4. How should companies approach compensation plan design?
Companies should start with a clear compensation philosophy before designing specific plan mechanics. This philosophy should define what outcomes matter most, how variable pay fits into talent strategy, and which behaviors to incentivize or discourage. Without this foundation, plans may be technically functional but strategically misaligned.
5. What causes most commission disputes in sales organizations?
Poor data quality is a leading cause of commission disputes in sales organizations. Accurate performance tracking requires reliable CRM data, and when that data is flawed, even well-designed compensation plans produce incorrect payouts that erode trust.
6. Why is quota setting important in incentive compensation?
Quota setting is important because it directly determines whether compensation plans produce intended business outcomes. Quotas require integration with territory design to ensure targets reflect actual opportunity rather than arbitrary numbers, making them essential for fair and effective compensation.
7. What makes commission calculations so complex?
Commission calculations are complex because they involve multiple variables that interact in different ways. Key factors include:
- Splits between multiple reps
- Clawbacks for churned deals
- Accelerators for overperformance
- SPIFs for special initiatives
This complexity makes manual calculation unsustainable at scale and drives organizations toward automation.
8. How does analytics transform compensation management?

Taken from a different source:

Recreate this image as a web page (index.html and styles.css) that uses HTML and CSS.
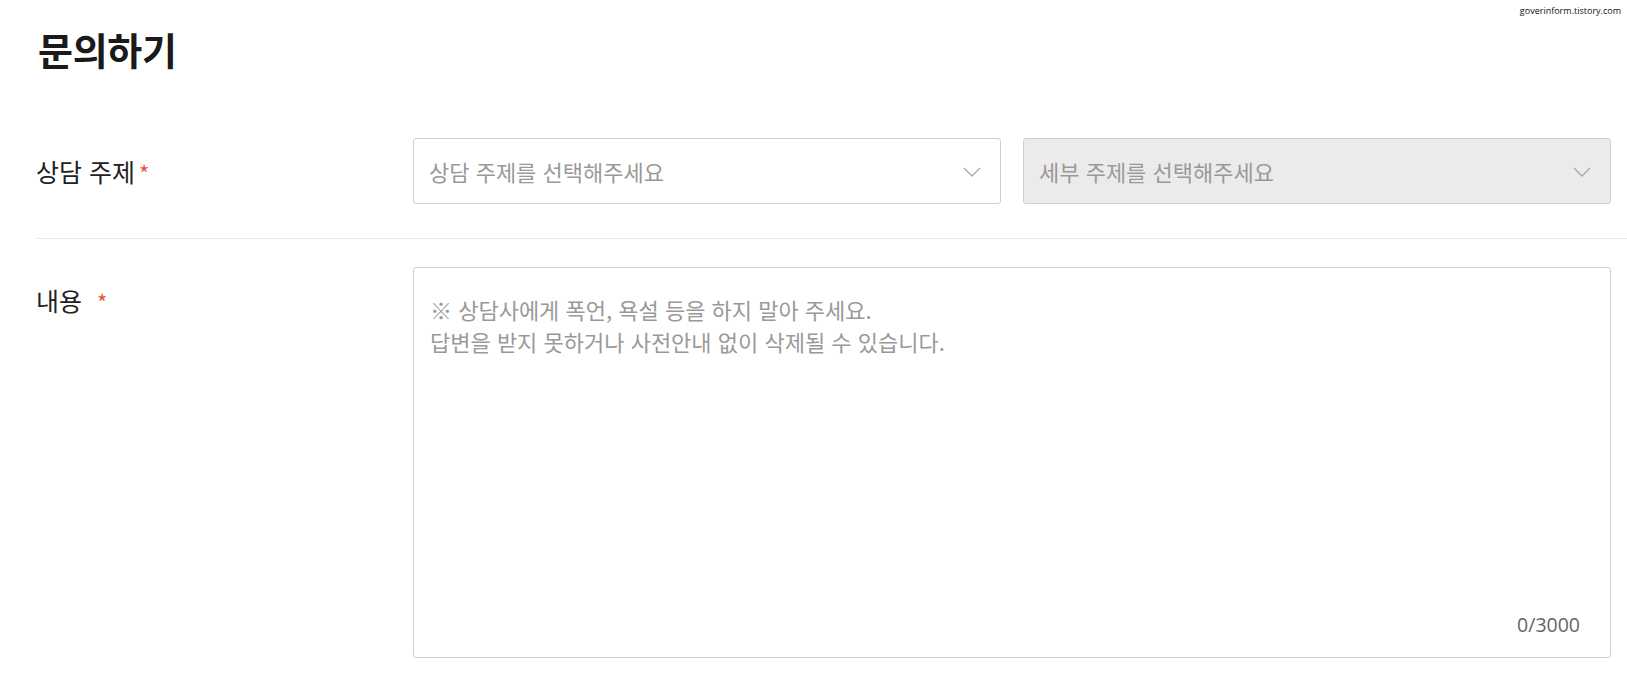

Analytics transforms compensation management by turning it from a cost center into a strategic lever for business performance. Leaders can identify which plan elements drive productive behaviors, understand attainment patterns, and optimize compensation spend for better returns.
9. What plan structures work best for different sales roles?
The best plan structures depend on the specific responsibilities and goals of each role. Common structures include base salary plus commission, tiered rates, accelerators, and bonuses. Each structure carries tradeoffs and requires role-specific customization for account executives, sales development reps, and customer success managers.